Throughout high school and college, I remained active and always belonged to a gym but because of my social life I would never fix my diet. My girlfriends and I were your typical “Were signing up for a gym membership and our diet starts Monday.” We continued down this path for YEARS!! We would starve ourselves the week before every high school dance because we thought we were obese. I look back at pictures now and think “What the hell was wrong with you?!”
Considering I am only 4’9 you can tell right away if I put on 5lbs. The weight slowly started to creep up and this is when I started to feel incredibly uncomfortable in my own skin. I learned quite quickly that you cannot out train a bad diet. I knew it was time to hire a trainer, not only to hold my ass accountable but to really learn the ins and outs of the gym.
I worked with a trainer for about 1 year and loved every minute of it! I learned so much in that year (nutrition included) that I was finally able to feel comfortable going into the gym on my own and was super confident that I knew what I was doing. I was able to get down to the weight that I had always been comfortable with but knew it was going to take a lot more effort than I once thought it did. I continued to keep up my new lifestyle and then I decided to travel…for FOUR years! Enter weight gain…
Travelling was hands down the best experience EVER!! I taught English in China and had the opportunity to travel Asia during my free time. I backpacked Australia and was an Aupair in Switzerland. Weight gain aside, I would not have changed anything about my travel experience.
Now back to the weight gain….yes…I got FAT!! Throughout the 4 years (mostly in Europe) I managed to put on a good 30-35lbs and became extremely uncomfortable and self-conscious. I was starting to hate everything about myself. I hated shopping, I hid behind my friends when our picture was being taken, I no longer wanted to go out with my friends at night because nothing fit and I was incredibly embarrassed in front of them because they knew damn well how much weight I had put on. My host family in Switzerland wanted me to extend my contract by 6 months to a year and at first I agreed but quickly realized I needed to go back home. I needed to get my body and life back. I had become very unhappy and it was all due to my weight gain. I knew if I went back home I could get back to my normal eating, get back into the gym and finally be able to work on myself. I needed this BAD!

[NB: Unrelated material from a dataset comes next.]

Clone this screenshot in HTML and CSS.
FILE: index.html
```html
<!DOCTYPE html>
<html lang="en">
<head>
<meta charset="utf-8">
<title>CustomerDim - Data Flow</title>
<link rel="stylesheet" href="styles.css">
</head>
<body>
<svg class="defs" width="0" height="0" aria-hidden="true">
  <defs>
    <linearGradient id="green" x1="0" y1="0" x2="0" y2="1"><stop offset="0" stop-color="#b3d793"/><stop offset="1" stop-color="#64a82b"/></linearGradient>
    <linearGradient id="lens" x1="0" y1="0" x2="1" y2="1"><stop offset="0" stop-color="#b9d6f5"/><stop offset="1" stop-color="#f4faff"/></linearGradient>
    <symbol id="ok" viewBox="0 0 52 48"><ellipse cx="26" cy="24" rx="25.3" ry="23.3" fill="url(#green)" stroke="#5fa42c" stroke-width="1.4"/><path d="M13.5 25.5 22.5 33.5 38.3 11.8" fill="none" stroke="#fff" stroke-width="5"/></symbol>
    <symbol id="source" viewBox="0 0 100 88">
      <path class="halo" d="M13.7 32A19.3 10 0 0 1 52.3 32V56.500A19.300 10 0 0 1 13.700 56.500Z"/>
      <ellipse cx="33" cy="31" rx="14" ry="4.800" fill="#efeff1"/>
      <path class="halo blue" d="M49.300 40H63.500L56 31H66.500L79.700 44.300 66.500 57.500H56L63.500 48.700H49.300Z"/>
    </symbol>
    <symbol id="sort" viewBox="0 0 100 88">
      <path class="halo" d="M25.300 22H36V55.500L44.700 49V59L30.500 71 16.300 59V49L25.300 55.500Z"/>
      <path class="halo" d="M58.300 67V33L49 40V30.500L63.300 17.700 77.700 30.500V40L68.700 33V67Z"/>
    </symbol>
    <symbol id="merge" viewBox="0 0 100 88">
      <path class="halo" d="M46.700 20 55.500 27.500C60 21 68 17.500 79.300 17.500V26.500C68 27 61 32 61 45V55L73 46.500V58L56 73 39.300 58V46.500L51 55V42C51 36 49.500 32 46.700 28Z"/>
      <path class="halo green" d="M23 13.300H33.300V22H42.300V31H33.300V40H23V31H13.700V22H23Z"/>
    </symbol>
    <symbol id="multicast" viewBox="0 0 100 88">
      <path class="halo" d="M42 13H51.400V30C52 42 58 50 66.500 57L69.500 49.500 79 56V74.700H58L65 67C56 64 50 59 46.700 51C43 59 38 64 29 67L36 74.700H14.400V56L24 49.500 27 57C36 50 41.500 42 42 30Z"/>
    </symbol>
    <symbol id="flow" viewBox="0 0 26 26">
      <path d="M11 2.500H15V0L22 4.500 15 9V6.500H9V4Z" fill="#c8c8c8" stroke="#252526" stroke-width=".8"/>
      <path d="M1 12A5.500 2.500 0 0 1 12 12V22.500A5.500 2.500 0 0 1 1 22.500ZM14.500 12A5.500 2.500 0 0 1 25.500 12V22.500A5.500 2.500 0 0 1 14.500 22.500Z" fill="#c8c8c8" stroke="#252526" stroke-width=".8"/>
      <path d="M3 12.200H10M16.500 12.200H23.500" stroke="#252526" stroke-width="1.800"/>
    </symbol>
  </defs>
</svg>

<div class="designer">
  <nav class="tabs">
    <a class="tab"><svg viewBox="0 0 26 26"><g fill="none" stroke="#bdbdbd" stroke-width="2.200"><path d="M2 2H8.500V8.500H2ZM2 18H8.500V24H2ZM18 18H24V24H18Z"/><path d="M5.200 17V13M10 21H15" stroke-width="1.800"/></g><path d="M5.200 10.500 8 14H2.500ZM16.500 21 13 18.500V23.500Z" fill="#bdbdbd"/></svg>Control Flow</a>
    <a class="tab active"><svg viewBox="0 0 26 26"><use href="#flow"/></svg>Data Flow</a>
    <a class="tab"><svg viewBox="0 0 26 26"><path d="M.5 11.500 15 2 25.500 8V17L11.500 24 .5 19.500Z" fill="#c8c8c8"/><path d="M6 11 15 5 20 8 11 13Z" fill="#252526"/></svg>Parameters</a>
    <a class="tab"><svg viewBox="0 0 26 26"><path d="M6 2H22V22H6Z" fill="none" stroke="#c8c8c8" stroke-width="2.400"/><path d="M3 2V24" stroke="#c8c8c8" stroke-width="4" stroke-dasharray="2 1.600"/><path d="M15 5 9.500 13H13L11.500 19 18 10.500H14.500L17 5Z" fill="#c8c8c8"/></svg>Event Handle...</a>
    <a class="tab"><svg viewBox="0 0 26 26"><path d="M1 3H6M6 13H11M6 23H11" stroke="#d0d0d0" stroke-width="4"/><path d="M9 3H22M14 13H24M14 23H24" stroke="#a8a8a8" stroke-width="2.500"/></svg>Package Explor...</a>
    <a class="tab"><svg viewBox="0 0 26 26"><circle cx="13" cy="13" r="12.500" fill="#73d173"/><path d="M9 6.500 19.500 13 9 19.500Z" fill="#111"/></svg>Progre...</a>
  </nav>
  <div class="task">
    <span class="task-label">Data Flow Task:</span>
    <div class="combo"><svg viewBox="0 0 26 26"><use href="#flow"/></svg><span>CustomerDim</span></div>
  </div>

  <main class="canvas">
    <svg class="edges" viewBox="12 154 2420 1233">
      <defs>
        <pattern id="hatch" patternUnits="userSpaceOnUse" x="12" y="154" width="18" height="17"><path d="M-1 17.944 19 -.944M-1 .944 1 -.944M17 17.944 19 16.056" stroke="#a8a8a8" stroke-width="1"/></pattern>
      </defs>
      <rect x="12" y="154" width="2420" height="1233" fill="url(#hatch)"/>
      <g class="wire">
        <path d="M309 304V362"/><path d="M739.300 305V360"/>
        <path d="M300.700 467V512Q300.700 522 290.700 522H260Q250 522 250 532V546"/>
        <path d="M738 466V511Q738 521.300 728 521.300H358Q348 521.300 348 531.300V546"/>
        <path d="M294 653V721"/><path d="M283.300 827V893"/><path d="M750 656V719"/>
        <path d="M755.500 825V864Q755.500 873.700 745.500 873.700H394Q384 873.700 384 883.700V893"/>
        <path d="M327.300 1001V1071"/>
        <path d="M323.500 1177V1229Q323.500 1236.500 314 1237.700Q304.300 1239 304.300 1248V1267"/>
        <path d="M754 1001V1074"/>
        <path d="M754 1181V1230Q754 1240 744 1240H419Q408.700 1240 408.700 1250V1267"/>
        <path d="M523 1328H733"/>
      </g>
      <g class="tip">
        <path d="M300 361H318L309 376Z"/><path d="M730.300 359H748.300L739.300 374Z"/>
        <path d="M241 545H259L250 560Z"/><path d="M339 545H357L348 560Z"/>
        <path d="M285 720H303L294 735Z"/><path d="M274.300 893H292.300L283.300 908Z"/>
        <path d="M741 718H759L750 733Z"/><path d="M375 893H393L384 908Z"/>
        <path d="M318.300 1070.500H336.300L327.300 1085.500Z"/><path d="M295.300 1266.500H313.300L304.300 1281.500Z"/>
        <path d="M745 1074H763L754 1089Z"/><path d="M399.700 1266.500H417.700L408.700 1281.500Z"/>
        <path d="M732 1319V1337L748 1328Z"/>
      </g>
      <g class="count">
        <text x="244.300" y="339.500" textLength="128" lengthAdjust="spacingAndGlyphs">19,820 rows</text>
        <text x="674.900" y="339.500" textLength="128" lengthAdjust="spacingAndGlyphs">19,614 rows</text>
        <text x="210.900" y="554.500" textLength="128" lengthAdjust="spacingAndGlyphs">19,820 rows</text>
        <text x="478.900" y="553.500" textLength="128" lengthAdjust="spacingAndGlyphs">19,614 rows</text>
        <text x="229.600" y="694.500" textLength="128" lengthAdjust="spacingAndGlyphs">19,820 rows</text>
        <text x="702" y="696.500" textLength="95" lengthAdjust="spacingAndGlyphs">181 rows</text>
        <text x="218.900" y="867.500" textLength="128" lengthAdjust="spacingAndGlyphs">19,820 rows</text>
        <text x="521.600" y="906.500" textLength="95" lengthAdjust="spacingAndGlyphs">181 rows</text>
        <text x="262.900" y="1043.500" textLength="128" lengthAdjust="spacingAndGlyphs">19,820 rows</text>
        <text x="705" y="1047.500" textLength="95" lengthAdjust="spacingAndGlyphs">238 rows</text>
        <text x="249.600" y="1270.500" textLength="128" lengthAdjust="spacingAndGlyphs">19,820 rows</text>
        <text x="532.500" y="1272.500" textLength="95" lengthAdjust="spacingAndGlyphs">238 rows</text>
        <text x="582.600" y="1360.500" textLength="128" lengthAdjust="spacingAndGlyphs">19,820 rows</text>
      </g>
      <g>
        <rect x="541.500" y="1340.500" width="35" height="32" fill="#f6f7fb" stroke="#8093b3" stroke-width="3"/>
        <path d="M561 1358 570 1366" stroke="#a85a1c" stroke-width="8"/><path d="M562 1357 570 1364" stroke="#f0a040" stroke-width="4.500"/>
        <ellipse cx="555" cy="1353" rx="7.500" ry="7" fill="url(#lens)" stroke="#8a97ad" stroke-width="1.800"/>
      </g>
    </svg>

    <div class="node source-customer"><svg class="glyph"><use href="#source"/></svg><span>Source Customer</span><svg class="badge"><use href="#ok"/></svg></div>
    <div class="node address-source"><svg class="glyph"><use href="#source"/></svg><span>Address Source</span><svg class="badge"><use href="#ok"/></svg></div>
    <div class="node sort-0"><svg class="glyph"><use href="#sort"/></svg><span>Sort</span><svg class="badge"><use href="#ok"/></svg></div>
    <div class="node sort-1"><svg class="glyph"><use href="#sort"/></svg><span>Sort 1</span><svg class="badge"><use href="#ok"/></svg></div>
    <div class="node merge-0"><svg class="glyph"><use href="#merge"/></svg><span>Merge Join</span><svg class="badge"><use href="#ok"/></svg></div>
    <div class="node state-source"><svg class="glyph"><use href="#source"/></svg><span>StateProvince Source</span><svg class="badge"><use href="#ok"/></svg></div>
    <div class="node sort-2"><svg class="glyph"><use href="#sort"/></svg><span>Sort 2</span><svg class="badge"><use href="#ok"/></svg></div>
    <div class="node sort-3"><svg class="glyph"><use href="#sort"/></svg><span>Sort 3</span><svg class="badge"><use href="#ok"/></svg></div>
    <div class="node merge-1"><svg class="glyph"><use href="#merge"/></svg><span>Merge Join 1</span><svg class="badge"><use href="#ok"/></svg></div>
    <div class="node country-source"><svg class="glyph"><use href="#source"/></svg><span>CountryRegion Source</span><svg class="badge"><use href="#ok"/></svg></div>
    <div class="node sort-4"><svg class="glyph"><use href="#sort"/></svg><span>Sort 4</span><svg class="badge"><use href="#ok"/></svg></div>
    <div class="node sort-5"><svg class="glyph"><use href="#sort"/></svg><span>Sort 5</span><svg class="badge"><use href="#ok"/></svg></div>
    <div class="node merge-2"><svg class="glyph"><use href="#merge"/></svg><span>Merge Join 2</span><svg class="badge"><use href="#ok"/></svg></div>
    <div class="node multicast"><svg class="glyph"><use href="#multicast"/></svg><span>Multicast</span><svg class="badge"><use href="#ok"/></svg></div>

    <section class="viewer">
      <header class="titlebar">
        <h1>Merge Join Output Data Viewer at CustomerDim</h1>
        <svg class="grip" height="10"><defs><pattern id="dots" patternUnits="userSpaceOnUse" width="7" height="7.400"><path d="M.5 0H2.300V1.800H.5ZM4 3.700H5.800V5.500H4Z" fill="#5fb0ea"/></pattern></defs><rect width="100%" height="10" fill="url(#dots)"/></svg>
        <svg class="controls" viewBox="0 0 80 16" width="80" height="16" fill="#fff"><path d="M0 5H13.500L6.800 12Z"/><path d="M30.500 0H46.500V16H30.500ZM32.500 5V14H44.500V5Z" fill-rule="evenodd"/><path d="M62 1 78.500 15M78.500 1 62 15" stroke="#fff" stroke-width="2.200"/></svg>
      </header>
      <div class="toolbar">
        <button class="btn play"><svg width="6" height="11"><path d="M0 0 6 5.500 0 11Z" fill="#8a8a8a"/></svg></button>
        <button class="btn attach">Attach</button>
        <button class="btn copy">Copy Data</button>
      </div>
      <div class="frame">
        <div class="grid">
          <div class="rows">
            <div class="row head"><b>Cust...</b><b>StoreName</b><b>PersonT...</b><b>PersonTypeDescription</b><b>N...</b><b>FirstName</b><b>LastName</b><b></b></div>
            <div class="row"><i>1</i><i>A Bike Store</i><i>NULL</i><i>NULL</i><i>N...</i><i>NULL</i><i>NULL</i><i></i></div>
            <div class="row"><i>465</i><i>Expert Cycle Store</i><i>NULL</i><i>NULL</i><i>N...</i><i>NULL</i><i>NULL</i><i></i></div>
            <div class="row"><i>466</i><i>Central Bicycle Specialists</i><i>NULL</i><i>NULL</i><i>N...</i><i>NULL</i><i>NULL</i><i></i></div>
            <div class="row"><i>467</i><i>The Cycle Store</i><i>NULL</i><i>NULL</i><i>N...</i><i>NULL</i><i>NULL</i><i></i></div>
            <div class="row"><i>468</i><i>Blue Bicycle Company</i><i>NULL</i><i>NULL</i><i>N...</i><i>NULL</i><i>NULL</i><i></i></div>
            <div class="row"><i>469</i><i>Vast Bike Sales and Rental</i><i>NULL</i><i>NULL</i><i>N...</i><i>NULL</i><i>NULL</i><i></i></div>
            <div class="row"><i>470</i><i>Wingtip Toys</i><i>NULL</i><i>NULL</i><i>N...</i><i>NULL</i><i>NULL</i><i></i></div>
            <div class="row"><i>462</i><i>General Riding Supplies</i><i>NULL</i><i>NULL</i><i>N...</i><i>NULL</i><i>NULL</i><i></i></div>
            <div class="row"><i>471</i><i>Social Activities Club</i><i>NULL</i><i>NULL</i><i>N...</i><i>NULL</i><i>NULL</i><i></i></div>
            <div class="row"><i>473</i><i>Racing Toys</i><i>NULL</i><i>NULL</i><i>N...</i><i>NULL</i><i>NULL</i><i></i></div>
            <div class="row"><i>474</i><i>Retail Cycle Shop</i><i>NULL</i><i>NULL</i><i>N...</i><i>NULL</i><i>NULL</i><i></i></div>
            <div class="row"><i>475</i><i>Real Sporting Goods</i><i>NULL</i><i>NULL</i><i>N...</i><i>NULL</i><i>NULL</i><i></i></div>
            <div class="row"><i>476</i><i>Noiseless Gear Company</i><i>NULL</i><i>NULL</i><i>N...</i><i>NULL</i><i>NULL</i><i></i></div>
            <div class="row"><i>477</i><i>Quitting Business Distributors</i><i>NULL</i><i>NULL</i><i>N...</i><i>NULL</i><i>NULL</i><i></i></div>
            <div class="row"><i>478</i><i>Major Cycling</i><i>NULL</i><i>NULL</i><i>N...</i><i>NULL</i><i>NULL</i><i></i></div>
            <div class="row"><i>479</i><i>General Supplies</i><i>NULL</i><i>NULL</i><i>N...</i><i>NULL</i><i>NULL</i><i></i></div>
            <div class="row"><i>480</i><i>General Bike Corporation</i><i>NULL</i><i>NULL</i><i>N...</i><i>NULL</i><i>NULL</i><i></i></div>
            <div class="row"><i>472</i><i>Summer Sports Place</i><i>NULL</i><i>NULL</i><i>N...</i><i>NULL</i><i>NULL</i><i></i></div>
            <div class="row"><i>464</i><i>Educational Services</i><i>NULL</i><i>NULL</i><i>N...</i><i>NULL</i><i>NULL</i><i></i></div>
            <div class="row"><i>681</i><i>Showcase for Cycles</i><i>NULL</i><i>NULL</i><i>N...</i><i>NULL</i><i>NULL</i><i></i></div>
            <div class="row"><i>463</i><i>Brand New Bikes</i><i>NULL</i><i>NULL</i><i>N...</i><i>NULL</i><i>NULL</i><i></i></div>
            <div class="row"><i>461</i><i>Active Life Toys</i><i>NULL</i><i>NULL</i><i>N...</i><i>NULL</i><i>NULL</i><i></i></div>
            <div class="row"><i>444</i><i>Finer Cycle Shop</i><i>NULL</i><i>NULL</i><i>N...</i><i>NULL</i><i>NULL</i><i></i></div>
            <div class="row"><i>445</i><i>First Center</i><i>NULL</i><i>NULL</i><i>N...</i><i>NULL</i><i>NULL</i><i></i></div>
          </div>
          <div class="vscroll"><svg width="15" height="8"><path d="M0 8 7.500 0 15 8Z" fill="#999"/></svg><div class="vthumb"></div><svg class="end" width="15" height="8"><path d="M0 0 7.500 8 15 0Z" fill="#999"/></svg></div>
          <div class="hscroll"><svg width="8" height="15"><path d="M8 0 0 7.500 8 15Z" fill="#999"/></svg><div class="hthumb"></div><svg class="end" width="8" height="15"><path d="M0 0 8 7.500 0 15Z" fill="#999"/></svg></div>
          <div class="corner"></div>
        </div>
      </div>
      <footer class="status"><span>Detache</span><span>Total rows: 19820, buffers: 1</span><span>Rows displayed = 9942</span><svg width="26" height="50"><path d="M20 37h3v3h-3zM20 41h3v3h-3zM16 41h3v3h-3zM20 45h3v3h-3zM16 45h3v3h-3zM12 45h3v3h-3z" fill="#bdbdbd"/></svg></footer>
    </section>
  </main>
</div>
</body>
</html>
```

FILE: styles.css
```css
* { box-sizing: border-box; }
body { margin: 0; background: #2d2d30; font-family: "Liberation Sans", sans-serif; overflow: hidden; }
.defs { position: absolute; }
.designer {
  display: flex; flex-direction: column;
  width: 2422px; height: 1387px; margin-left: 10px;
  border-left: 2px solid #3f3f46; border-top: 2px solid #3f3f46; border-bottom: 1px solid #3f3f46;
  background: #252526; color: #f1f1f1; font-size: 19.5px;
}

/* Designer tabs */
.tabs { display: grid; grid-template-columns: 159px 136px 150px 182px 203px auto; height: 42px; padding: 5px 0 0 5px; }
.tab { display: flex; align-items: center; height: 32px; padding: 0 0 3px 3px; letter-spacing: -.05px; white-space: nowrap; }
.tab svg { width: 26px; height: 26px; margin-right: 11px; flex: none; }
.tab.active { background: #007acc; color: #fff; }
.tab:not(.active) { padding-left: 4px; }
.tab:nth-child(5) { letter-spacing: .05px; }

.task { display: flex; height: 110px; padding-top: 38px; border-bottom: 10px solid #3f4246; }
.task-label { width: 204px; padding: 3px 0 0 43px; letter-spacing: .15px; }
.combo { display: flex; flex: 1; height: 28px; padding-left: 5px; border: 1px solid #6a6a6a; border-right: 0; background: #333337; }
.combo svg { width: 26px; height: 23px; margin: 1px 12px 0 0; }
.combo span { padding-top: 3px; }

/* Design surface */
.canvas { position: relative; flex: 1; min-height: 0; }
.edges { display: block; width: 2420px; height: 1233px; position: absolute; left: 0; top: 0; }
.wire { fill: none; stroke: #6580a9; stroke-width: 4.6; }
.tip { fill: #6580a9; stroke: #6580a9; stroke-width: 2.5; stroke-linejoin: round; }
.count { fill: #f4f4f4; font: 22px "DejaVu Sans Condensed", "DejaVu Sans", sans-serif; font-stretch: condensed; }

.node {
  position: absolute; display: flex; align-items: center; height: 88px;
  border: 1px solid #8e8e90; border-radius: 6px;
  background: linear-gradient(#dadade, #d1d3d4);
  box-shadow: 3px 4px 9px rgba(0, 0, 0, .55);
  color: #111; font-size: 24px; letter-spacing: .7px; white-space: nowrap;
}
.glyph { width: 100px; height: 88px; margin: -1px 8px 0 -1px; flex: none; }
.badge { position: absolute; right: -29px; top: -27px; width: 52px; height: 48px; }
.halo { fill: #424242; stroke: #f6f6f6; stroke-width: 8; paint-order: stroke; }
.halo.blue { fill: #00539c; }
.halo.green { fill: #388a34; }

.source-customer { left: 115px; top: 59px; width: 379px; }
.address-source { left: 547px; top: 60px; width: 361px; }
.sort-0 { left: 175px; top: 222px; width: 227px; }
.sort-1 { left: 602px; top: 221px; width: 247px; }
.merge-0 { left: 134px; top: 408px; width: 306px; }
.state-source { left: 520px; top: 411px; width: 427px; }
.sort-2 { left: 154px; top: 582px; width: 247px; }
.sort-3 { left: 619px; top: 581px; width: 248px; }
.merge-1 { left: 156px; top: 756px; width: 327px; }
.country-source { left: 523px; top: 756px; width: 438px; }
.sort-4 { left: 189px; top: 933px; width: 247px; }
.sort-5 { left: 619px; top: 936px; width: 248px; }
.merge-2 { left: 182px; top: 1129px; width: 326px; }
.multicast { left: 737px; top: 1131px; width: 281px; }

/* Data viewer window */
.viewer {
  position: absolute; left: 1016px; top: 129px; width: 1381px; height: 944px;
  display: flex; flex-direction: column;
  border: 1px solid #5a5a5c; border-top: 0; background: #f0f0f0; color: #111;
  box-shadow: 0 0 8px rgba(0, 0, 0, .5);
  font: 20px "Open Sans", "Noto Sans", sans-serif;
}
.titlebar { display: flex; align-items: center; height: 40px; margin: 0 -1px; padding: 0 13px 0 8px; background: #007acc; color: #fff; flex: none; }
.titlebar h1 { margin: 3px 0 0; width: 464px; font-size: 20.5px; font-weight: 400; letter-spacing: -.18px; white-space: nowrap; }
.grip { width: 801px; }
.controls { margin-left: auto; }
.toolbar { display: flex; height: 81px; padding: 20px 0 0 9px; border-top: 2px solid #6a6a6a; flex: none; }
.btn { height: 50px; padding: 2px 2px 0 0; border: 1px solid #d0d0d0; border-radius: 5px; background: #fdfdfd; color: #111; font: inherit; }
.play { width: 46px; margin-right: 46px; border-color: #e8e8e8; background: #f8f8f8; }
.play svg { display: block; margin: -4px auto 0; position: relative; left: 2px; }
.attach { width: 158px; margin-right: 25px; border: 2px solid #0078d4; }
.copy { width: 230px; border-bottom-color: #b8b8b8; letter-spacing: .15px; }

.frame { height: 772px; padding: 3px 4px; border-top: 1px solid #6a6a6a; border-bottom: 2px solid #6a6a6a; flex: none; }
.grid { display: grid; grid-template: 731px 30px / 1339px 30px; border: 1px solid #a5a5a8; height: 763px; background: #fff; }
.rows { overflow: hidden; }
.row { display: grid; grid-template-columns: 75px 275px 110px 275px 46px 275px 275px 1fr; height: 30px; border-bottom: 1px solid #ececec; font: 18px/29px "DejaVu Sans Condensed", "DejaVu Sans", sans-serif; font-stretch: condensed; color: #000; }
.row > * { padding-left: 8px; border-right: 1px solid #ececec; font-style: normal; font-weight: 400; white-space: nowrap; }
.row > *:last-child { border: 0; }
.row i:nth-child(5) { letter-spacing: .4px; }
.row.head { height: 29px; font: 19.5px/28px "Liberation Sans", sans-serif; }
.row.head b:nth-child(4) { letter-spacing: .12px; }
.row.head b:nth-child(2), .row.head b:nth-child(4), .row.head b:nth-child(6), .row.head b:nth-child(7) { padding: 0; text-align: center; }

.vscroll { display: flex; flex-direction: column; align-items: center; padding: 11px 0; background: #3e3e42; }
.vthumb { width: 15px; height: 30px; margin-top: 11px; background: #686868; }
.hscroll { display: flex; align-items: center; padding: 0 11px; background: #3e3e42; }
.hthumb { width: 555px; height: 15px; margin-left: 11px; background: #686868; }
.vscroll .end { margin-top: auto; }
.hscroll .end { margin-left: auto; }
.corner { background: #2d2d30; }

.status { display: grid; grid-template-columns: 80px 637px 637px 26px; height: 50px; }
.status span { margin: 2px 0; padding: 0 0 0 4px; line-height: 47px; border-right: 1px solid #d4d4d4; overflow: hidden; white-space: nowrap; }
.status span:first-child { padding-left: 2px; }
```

I will never forget the day I arrived in Canada. My dad and I were sitting in the rec room, he was watching golf, I was bored out of my mind. I could tell he wanted to say something but he kept quiet until he blurted out, “you put on a lot of weight, eh?”. I WAS DEVASTATED! Hiding my emotions, I looked at him and said “thanks tips!”. I slowly went upstairs, closed my bedroom door behind me and balled my eyes out.
The next day I went back into my old gym, signed up for a membership and got to work! I busted my ass to get the old me back. I surrounded myself with like-minded people and tried to stay away from anyone who didn’t support my lifestyle. I definitely lost friends because of this but I didn’t care. Having the right social support was much more important to me.
Throughout my transformation, I had friends, family, coworkers and staff at the gym telling me that I should get into the industry. I was already helping friends out with their nutrition and workout plans but I never considered it a job. I did it because I enjoyed helping people and knew that everyone should have the chance to feel good in their own skin. My biggest fear with turning my passion into a career was the chance that my passion would no longer be my passion, and would just remain a job. I couldn’t see past this and because of it, I never listened to the advice from others.
A little over a year of being back in Niagara Falls I decided that I needed to make another move. Being a British citizen I had every desire to move to the UK but the “pub life” lifestyle scared the shit out of me. I was so afraid I was going to fall into the same cycle that I knew a little too well. During this weird time in my life (Do I move, or do I stay?!), I was invited to a wedding in Vancouver and of course had to accept this opportunity as I had never been out West. Well, 1 week of vacation led to me going home, packing up my car and making the drive back out to BC. 1 month later, I met my now husband 🙂
Vancouver was exactly what I needed. Health and fitness in BC was on a whole different level. I was able to keep up the lifestyle I was living in Ontario and having the social support of my boyfriend (at the time) made things so much easier to kick it up a notch. Dan was also confused as to why I didn’t want to make a career out of the industry but was fully supportive in my decision and was ready to stand beside me, no matter what career path I chose to go down.
Enter, Club Sweat Fitness…
A larger facility and a couple of new employees later led to some major changes in the business. Christine, our rockstar of a trainer had to unexpectedly move back to Alberta leaving Dan in a bit of a pickle. We took this as a sign and got me certified right away so I could take over her clients. As the company grew, we quickly realized that me still working as an esthetician just wasn’t feasible anymore. So I quit my job and dove head-first into Sweat Lab (now Club Sweat Fitness).
From being so against working in the industry to the part owner alongside my husband as a fitness and nutrition coach was definitely not the easiest life transition, but looking back, I would not change a damn thing this crazy world has thrown at me.